-- START OF Supplied material --

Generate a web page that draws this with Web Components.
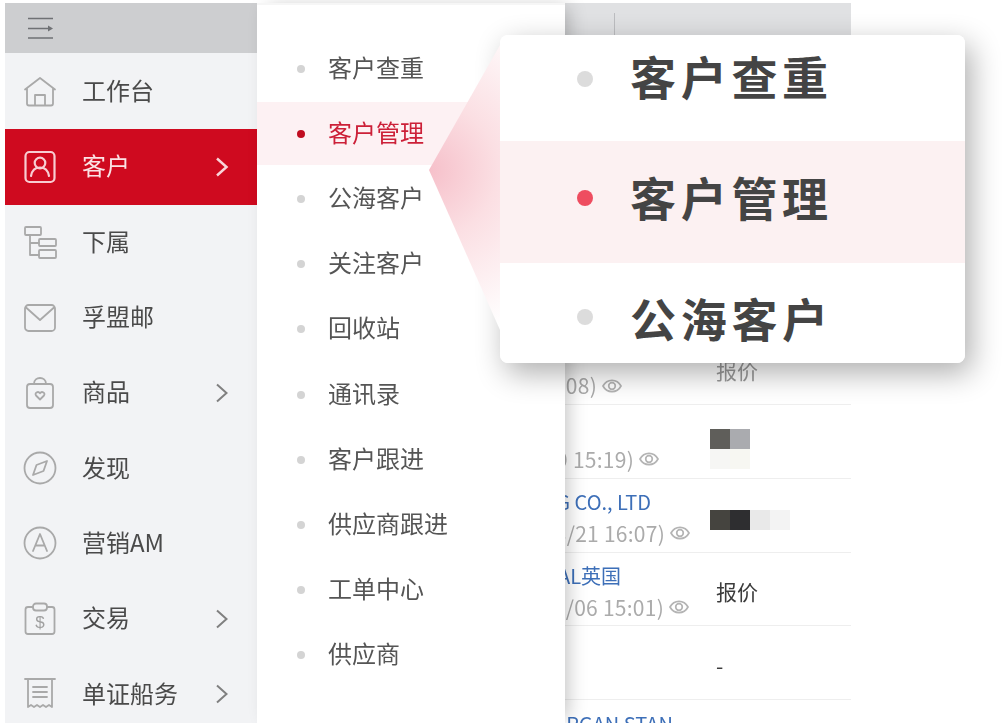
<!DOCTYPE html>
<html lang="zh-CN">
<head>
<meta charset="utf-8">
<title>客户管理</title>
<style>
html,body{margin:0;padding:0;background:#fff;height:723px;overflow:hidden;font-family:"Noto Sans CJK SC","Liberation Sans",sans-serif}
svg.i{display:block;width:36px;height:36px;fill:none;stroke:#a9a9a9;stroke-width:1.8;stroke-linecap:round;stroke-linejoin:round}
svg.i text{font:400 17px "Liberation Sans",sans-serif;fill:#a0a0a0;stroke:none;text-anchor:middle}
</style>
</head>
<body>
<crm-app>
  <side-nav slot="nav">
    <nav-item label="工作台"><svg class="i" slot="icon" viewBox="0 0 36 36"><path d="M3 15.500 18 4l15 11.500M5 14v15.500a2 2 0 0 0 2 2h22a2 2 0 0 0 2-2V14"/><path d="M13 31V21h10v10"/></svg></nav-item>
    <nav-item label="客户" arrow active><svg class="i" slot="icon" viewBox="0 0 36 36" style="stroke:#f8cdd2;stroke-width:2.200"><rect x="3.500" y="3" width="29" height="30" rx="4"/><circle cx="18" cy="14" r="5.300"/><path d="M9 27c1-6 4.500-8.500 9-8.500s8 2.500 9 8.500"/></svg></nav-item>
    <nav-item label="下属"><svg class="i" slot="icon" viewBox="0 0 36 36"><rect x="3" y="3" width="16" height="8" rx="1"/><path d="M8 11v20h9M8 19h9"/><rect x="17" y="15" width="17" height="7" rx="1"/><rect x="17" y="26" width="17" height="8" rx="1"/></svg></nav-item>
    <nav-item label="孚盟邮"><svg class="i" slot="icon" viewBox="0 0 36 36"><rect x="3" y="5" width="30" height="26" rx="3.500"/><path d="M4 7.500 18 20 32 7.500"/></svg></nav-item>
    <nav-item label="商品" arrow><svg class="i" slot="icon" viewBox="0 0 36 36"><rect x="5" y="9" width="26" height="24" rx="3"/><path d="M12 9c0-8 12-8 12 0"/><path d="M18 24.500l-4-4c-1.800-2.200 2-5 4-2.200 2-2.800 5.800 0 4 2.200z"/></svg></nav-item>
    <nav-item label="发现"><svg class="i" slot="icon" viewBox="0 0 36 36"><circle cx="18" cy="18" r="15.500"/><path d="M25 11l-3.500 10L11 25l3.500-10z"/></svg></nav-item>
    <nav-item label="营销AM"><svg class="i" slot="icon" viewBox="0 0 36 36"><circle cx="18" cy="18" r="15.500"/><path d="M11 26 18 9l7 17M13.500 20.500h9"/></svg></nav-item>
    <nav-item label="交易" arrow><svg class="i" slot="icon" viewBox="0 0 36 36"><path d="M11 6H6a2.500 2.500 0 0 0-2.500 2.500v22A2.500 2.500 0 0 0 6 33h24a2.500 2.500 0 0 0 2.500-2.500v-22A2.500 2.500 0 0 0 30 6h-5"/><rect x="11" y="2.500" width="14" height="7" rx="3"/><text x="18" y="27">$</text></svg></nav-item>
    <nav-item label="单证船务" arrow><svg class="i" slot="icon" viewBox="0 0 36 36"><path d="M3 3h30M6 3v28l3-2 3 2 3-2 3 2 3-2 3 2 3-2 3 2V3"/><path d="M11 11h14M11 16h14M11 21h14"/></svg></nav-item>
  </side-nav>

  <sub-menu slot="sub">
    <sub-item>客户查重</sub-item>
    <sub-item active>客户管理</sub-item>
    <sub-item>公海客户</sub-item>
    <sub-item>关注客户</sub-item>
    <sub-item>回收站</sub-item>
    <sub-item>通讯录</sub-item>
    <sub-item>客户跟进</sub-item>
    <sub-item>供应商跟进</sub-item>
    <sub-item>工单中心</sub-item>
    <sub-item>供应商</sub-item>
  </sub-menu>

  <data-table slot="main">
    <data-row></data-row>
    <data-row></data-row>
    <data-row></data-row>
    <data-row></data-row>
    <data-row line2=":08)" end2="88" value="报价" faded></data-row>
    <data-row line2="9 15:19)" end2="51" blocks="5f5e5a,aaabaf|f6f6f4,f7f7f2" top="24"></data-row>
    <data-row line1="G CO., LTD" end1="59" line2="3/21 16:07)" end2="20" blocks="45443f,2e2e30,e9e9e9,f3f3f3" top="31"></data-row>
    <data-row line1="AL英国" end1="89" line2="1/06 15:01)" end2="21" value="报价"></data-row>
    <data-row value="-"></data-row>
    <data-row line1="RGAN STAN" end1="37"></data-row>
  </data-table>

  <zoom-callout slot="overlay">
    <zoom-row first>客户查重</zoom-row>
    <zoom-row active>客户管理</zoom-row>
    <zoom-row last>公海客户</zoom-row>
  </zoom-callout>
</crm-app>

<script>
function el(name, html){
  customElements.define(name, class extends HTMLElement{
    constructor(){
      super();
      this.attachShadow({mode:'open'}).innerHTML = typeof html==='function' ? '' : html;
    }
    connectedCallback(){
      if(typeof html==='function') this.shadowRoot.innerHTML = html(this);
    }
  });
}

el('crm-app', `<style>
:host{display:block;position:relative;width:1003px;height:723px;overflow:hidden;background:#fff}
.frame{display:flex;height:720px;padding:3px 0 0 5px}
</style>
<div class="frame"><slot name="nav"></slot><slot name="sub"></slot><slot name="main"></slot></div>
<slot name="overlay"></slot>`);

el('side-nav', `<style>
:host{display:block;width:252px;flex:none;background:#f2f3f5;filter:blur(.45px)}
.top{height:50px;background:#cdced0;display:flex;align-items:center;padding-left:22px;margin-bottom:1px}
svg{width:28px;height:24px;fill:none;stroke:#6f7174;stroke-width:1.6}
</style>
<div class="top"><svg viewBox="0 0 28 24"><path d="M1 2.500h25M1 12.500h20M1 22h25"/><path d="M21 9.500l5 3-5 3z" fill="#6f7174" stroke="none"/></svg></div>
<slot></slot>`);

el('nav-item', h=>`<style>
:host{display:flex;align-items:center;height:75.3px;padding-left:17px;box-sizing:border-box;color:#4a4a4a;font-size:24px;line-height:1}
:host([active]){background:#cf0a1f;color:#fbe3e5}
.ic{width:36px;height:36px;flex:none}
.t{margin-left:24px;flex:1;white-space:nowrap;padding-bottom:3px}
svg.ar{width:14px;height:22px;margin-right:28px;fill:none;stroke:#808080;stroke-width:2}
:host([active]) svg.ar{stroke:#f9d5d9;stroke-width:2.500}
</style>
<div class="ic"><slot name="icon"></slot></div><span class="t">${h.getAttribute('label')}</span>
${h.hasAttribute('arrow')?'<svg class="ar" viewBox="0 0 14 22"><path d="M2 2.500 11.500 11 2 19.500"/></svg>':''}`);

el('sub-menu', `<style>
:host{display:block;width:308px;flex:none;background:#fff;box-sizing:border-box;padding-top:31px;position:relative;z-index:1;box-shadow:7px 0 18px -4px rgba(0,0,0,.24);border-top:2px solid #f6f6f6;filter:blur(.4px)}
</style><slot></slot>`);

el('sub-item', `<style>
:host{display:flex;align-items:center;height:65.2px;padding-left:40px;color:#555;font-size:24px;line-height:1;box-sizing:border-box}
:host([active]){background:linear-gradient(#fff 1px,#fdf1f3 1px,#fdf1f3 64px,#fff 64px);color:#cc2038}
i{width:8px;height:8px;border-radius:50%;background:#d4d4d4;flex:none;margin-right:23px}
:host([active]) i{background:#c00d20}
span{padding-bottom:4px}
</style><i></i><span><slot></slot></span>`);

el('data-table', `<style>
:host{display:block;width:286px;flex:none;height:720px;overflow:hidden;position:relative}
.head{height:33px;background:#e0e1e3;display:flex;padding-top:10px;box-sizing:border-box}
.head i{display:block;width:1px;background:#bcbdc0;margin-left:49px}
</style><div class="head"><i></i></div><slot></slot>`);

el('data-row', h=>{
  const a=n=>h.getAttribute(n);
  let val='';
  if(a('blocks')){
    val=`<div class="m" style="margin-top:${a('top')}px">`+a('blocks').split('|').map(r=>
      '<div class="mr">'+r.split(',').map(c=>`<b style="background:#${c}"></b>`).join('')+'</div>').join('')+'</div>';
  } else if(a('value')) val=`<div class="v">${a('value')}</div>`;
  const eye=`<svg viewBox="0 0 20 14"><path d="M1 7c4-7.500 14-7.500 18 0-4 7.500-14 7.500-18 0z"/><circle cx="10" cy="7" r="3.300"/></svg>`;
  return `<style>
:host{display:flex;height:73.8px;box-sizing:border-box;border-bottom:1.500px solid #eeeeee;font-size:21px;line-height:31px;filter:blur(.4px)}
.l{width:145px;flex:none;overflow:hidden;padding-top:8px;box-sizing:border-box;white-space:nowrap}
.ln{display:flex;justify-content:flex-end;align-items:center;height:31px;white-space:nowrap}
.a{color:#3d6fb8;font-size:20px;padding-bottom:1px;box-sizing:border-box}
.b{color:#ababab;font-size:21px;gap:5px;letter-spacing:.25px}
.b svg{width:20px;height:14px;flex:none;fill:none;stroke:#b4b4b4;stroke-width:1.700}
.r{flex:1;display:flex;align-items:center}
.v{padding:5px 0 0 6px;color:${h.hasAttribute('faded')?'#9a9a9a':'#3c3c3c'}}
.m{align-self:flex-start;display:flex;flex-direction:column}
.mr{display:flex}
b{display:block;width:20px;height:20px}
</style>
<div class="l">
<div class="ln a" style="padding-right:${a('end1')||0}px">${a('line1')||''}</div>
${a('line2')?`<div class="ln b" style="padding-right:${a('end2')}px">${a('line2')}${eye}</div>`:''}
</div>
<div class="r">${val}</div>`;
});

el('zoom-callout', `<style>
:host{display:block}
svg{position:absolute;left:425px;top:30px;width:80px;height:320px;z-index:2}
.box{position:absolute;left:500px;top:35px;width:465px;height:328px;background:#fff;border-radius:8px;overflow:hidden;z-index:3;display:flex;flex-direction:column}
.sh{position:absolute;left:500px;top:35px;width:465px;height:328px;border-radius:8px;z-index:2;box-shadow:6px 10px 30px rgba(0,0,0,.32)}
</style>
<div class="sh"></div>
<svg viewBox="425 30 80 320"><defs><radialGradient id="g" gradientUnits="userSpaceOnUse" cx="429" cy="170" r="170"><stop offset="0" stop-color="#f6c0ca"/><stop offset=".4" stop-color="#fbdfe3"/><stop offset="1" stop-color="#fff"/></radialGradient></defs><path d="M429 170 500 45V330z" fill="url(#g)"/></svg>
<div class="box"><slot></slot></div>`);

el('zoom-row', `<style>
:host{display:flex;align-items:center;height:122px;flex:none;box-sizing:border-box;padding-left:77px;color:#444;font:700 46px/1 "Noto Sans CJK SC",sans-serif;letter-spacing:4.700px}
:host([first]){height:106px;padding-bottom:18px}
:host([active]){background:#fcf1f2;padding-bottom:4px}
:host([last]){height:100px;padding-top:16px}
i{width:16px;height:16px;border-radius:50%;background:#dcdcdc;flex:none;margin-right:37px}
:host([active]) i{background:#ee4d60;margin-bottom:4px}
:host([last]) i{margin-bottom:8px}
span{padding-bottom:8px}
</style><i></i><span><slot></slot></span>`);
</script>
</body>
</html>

-- END OF Supplied material --

Give the count of lines holding the word "this" and nothing more.

3